Saturday, January 11, 2014

Loss Leader

In the UK we are lucky in that we have such a wide range of model railway magazines available. Not every magazine is to everyones taste, and in a given month there is often quite a bit of overlap between the magazines as they review the same releases etc. When I first got back in to the hobby I was buying most magazines each month, which was an expensive outlay, and money that I could better spend on doing some actual modelling. I eventually settled on British Railway Modelling as the magazine I preferred and so subscribed to save even more money (and got some weathering powders as a free gift). I now buy the other magazines when either the content looks interesting or if I'm travelling and want something extra to read.

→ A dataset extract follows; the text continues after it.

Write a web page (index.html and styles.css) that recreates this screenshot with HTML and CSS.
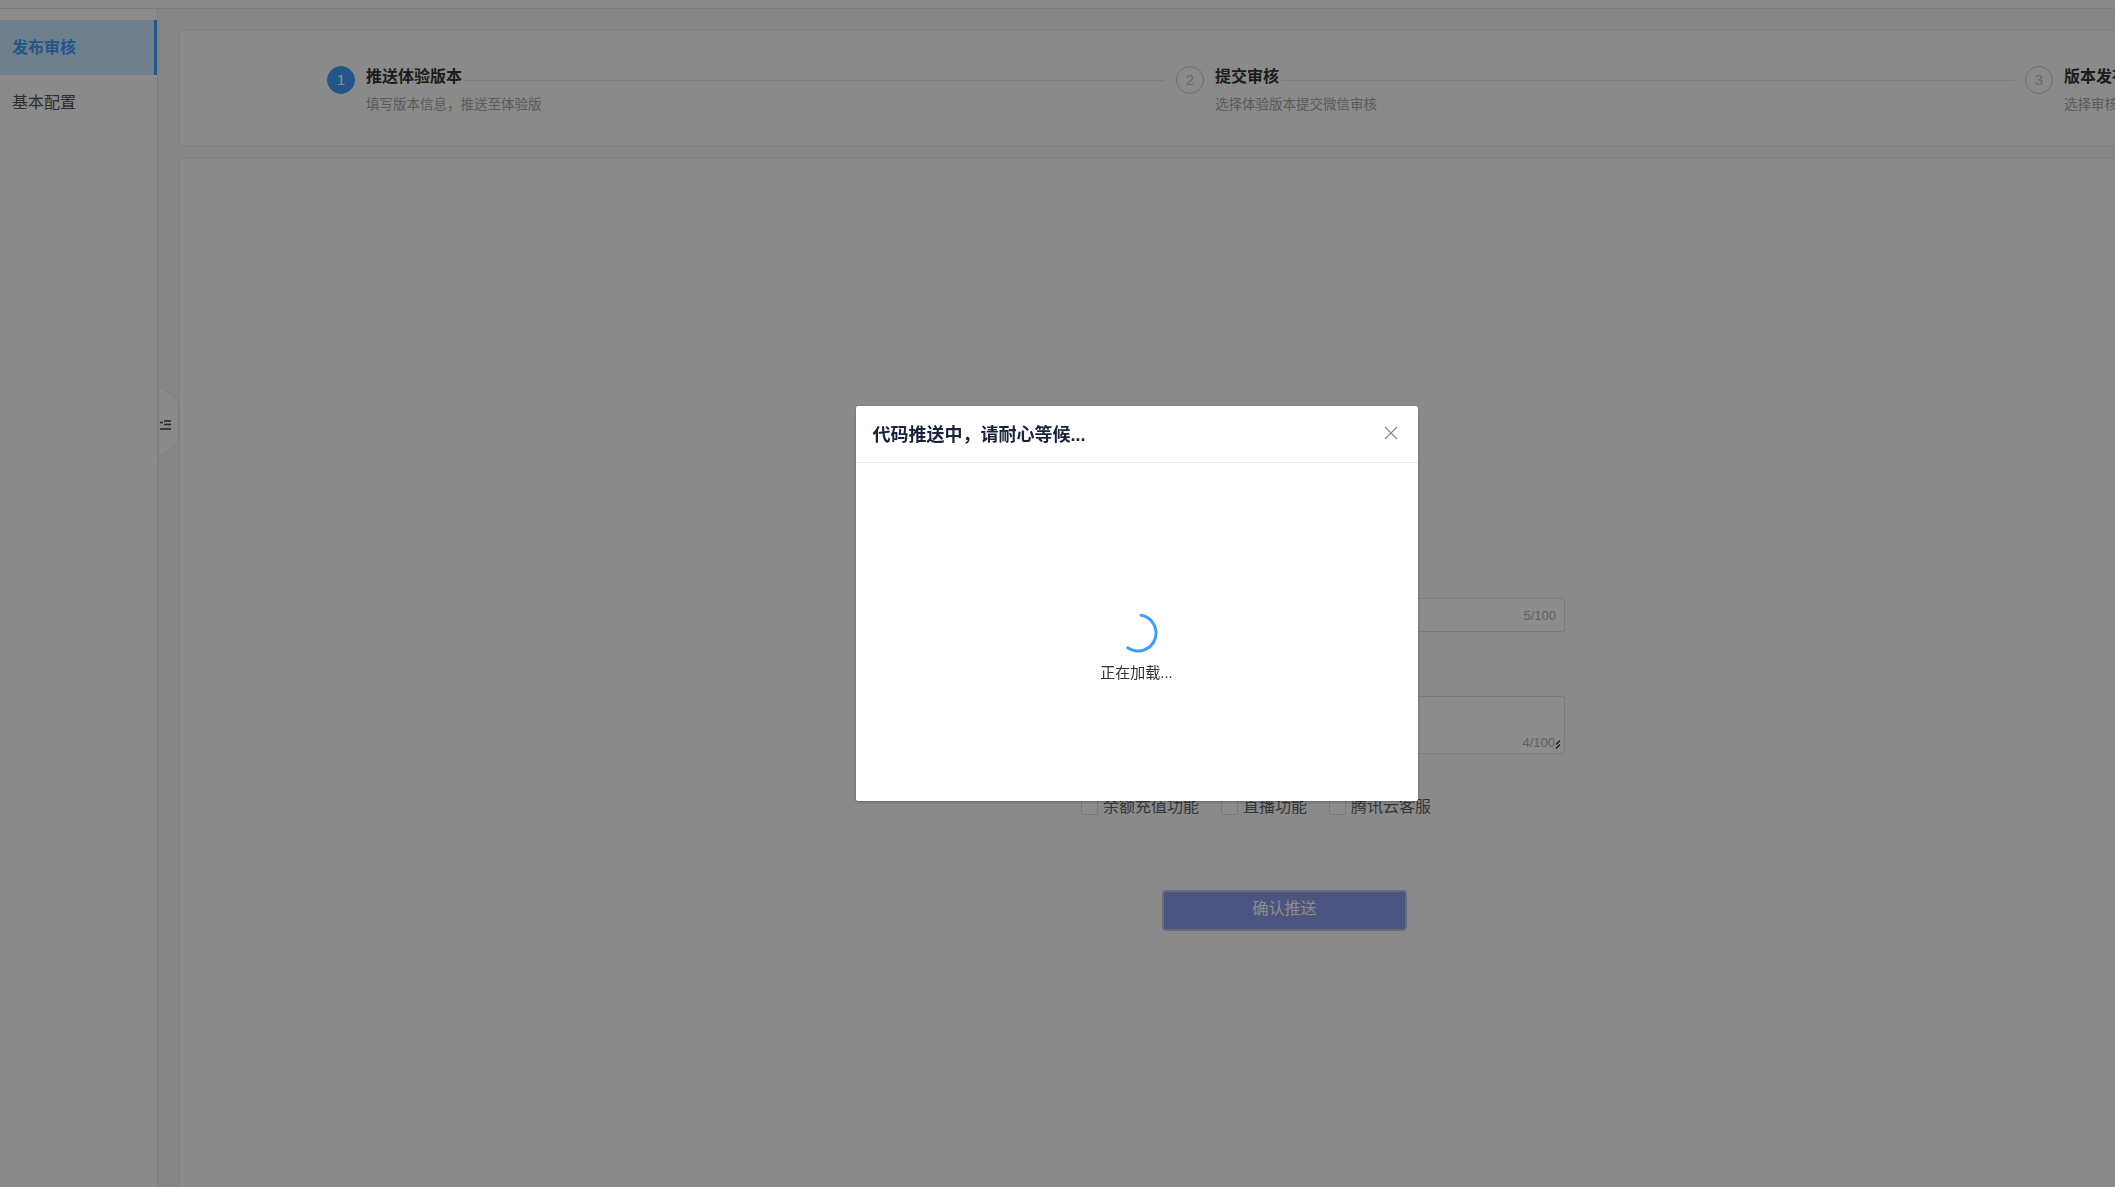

On Thursday I couldn't resist picking up a copy of the February issue of Railway Modeller. As well as a number of interesting layout descriptions, there is an intriguing article on making coaches by printing the full colour coach sides, and then there is the free gift: an OO gauge Lineside Hut kit from Ratio. Now I know that the magazine is published by Peco who own Ratio and so they won't have been paying full price for the kits, but I still think they must be losing money on each magazine sold. According to the website of my local model shop the lineside hut kit costs £5.50, yet the magazine only costs £3.95. If they are making any profit at all it has to be just a few pence!

While I'm not currently modelling in OO I also haven't built many plastic kits in a long time (as a kid I used to build Airfix aeroplanes, and I've recently built two Parkside Dundas wagons), so it will be a fun diversion, and I can try out some new painting and modelling techniques without worrying about making a mess of a model I really need. All in all I think buying the magazine this month was money well spent.